- Directed by: Peter Jackson
- Starring: Ken Hammon; Peter Jackson; Andrew Neal;
- Edited by: Peter Jackson
- Release date: 1976;
- Running time: 20 minutes
- Country: New Zealand
- Language: English

= The Valley (1976 film) =

1976 film by Peter Jackson

The Valley is a 1976 New Zealand adventure fantasy short amateur film made by a then fifteen-year-old Peter Jackson with his friends. Combining live action and stop motion animation, it was strongly influenced by the films of Ray Harryhausen. It was filmed silent on a Super 8 camera and was shown on the children's television show Spot On.

==Plot==
Four prospectors walk into a valley and unwittingly enter a rift in the time/space continuum. As they journey down the valley, one of the prospectors (Ian Middleton) gets taken away by a harpy. Another prospector (Peter Jackson) falls off a cliff. The two remaining (Ken Hammon and Andrew Neal) have to fight and destroy a cyclops. They build a raft, float across a lake, and see a building in ruins.

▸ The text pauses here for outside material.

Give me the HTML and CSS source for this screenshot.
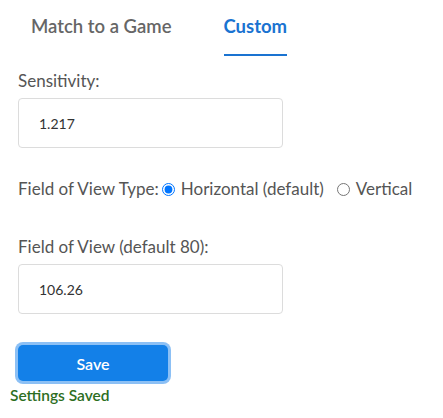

This ruin, unbeknownst to them, is the Beehive building of Wellington city – they have not travelled back in time but ahead into a post-apocalyptic world taken over by mythical beasts.

==Cast==
- Andrew Neal as Prospector #1
- Ken Hammon as Prospector #2
- Ian Middleton as Prospector #3
- Peter Jackson as Prospector #4
- Pete O'Herne stars in an unidentified role

== Reception ==
The short has been described as "a tribute to special effects master Ray Harryhausen".